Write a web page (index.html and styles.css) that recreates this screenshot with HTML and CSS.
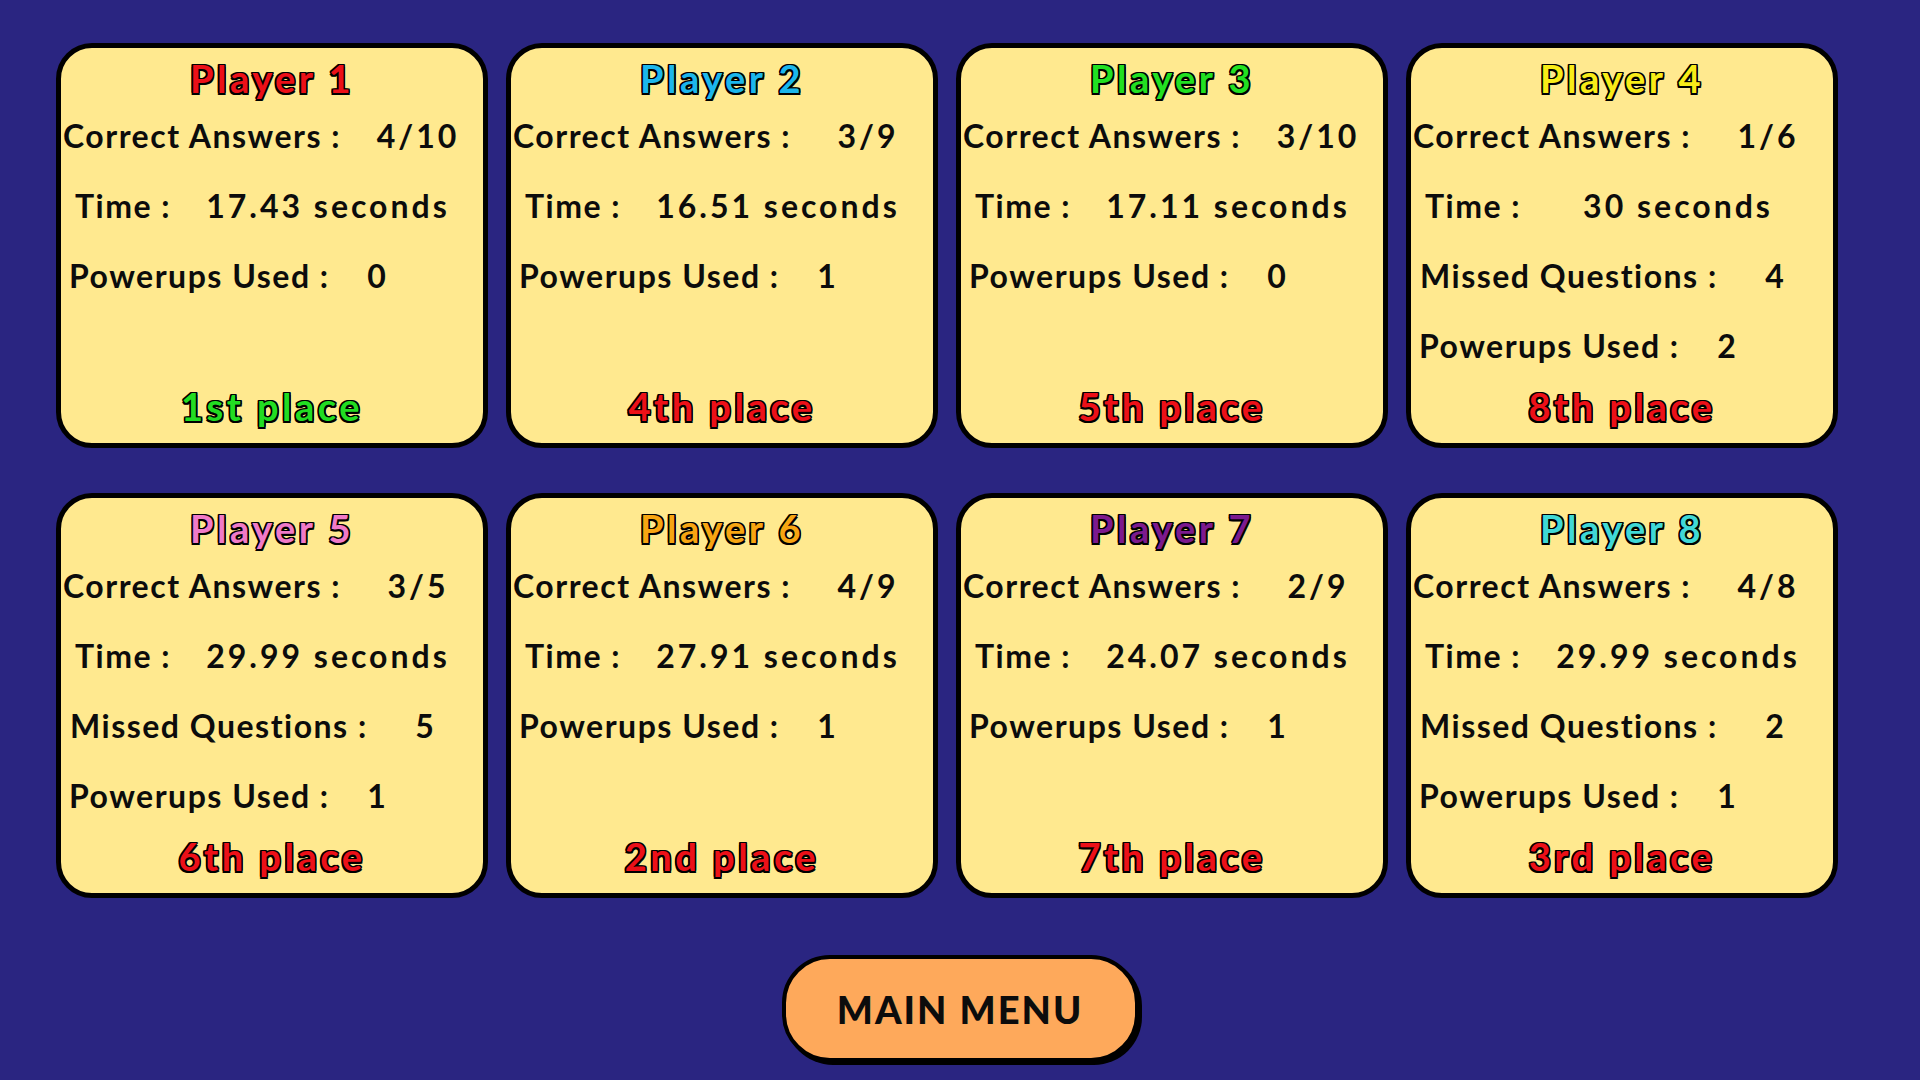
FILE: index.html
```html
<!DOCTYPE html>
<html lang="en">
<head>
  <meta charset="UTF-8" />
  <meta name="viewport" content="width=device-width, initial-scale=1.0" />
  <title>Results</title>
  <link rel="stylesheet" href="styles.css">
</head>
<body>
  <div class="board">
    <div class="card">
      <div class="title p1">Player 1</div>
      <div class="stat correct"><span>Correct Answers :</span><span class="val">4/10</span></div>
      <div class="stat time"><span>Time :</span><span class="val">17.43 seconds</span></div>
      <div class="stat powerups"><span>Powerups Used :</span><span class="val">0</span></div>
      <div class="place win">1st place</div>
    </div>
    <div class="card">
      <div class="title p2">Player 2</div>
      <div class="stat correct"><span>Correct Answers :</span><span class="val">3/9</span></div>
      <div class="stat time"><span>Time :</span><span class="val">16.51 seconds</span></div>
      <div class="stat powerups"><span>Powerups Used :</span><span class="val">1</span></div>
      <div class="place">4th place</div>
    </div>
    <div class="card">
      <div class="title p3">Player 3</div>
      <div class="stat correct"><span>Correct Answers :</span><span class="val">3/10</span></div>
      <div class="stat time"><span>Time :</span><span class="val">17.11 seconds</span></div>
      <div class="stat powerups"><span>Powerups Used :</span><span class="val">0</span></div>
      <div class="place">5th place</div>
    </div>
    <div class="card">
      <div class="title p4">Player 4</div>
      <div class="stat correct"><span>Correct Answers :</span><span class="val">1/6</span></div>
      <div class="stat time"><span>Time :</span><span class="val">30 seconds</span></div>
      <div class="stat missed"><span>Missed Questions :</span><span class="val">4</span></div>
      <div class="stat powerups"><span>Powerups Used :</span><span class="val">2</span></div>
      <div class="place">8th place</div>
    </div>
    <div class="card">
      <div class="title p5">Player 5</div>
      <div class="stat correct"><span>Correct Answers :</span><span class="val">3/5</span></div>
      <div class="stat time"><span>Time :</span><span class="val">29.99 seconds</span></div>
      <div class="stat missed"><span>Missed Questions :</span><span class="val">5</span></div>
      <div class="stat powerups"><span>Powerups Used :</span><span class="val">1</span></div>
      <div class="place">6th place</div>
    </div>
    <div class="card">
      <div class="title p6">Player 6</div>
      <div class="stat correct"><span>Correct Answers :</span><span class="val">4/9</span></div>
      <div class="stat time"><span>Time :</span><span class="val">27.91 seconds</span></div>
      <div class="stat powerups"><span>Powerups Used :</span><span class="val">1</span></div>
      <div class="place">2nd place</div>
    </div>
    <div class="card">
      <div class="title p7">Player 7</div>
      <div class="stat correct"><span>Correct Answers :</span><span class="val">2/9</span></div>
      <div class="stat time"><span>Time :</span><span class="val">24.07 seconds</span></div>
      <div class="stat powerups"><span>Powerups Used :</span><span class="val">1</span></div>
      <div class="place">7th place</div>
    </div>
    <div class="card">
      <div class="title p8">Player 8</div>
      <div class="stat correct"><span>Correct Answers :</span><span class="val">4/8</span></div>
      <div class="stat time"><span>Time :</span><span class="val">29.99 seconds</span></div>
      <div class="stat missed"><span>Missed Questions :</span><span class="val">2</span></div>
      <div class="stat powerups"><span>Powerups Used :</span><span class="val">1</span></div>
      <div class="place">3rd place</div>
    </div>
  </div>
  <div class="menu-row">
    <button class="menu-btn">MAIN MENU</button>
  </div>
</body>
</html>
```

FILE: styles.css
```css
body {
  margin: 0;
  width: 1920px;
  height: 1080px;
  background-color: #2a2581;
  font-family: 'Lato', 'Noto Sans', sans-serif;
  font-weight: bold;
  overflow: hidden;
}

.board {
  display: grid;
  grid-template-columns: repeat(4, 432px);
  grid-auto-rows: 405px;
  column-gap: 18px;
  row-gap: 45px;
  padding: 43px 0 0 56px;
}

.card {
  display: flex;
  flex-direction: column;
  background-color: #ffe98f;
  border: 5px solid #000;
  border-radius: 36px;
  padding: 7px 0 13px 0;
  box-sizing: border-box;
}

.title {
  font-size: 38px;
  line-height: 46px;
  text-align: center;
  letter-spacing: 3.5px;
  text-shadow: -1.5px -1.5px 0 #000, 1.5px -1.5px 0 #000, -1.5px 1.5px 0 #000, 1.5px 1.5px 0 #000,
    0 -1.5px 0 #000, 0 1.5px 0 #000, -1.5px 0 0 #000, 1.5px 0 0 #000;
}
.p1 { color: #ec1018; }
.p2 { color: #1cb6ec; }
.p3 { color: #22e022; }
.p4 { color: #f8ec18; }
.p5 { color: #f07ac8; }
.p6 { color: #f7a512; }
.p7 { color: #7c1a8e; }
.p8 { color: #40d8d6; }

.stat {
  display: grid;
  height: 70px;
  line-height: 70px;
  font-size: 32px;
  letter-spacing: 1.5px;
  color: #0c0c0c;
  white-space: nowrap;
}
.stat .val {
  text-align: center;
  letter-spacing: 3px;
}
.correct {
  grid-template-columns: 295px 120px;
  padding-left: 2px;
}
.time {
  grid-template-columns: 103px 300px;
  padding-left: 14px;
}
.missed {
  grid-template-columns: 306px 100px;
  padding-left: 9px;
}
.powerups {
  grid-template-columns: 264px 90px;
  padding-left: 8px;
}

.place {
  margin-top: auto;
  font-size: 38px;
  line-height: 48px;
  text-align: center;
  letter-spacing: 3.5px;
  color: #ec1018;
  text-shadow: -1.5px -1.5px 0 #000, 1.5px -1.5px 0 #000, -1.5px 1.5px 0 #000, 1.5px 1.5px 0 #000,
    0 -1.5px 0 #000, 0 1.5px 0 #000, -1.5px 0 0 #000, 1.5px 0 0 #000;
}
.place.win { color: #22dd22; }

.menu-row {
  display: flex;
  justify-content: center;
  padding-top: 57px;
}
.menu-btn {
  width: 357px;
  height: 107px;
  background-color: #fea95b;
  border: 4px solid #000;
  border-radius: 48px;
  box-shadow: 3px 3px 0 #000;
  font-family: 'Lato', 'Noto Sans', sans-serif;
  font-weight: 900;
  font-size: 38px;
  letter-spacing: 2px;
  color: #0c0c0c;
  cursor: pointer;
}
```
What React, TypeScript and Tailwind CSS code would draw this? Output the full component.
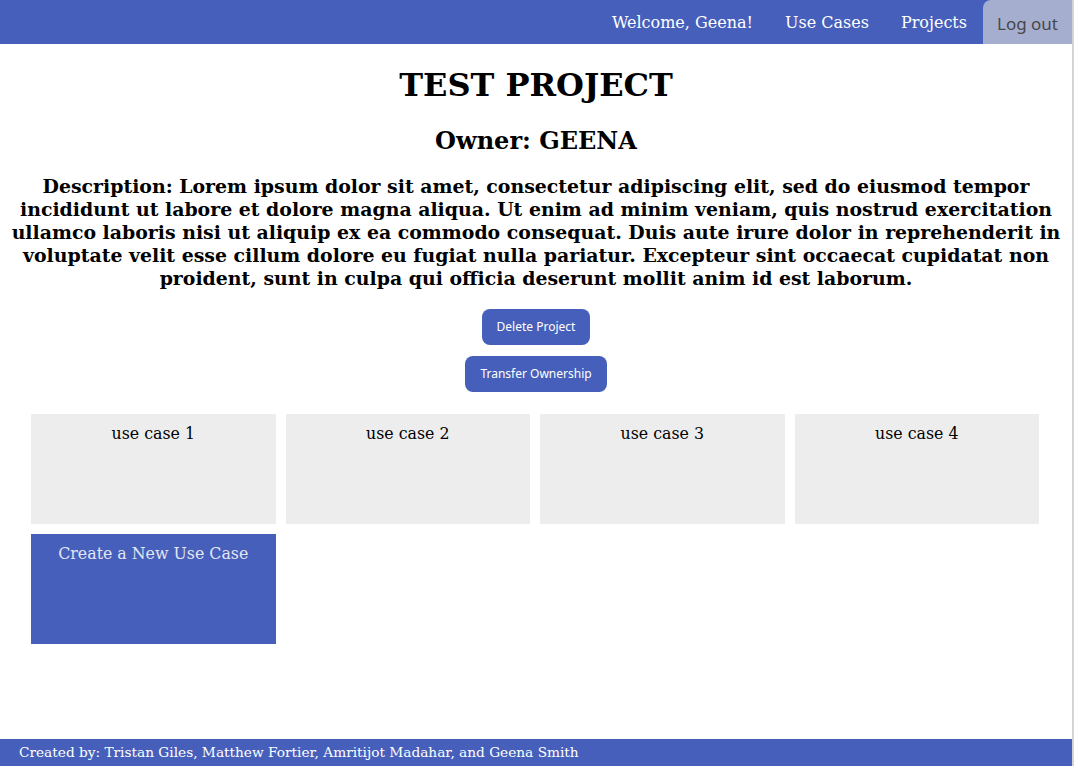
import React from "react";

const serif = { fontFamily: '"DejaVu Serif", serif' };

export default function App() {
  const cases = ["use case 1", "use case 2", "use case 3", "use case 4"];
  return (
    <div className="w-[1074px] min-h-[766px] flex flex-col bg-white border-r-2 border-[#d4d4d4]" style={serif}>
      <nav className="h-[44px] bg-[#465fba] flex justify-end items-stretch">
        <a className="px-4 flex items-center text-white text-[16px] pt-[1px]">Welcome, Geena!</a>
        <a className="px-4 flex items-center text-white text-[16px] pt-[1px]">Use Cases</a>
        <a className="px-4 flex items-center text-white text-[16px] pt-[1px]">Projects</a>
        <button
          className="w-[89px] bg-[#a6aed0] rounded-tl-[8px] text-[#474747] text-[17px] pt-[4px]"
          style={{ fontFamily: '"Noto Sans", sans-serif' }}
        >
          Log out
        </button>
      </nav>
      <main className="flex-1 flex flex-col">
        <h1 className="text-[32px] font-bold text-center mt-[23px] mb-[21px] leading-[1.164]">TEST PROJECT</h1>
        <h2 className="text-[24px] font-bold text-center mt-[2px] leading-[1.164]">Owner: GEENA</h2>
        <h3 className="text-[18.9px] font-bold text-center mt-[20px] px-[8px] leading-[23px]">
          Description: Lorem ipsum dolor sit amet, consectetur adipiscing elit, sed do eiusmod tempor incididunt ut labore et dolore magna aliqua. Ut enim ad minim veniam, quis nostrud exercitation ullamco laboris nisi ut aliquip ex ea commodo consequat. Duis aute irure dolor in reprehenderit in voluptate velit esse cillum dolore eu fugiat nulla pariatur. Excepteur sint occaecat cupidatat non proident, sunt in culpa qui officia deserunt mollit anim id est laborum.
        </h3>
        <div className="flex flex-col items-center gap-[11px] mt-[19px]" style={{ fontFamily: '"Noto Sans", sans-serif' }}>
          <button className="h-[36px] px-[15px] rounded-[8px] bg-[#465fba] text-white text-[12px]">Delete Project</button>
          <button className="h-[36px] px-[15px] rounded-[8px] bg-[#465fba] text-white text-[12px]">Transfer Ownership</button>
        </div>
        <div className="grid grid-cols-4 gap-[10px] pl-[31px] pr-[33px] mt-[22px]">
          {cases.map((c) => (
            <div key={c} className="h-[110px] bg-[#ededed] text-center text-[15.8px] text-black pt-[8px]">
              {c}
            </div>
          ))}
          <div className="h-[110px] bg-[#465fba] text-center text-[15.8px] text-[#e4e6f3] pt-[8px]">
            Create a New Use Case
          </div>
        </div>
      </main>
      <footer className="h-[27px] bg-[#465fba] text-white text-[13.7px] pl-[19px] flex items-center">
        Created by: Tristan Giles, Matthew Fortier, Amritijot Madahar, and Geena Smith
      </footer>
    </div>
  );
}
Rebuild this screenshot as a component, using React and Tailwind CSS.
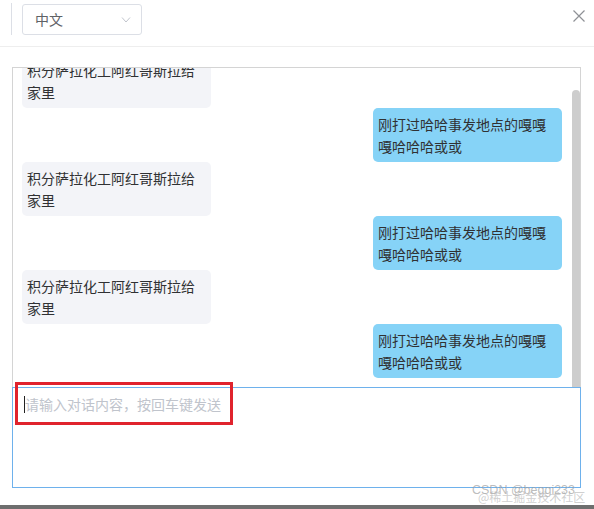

:: TO DO ::
Find how many lines in the material hold the word "React" and state that number alone.

:: RESPONSE FOR THIS EXERCISE ::
3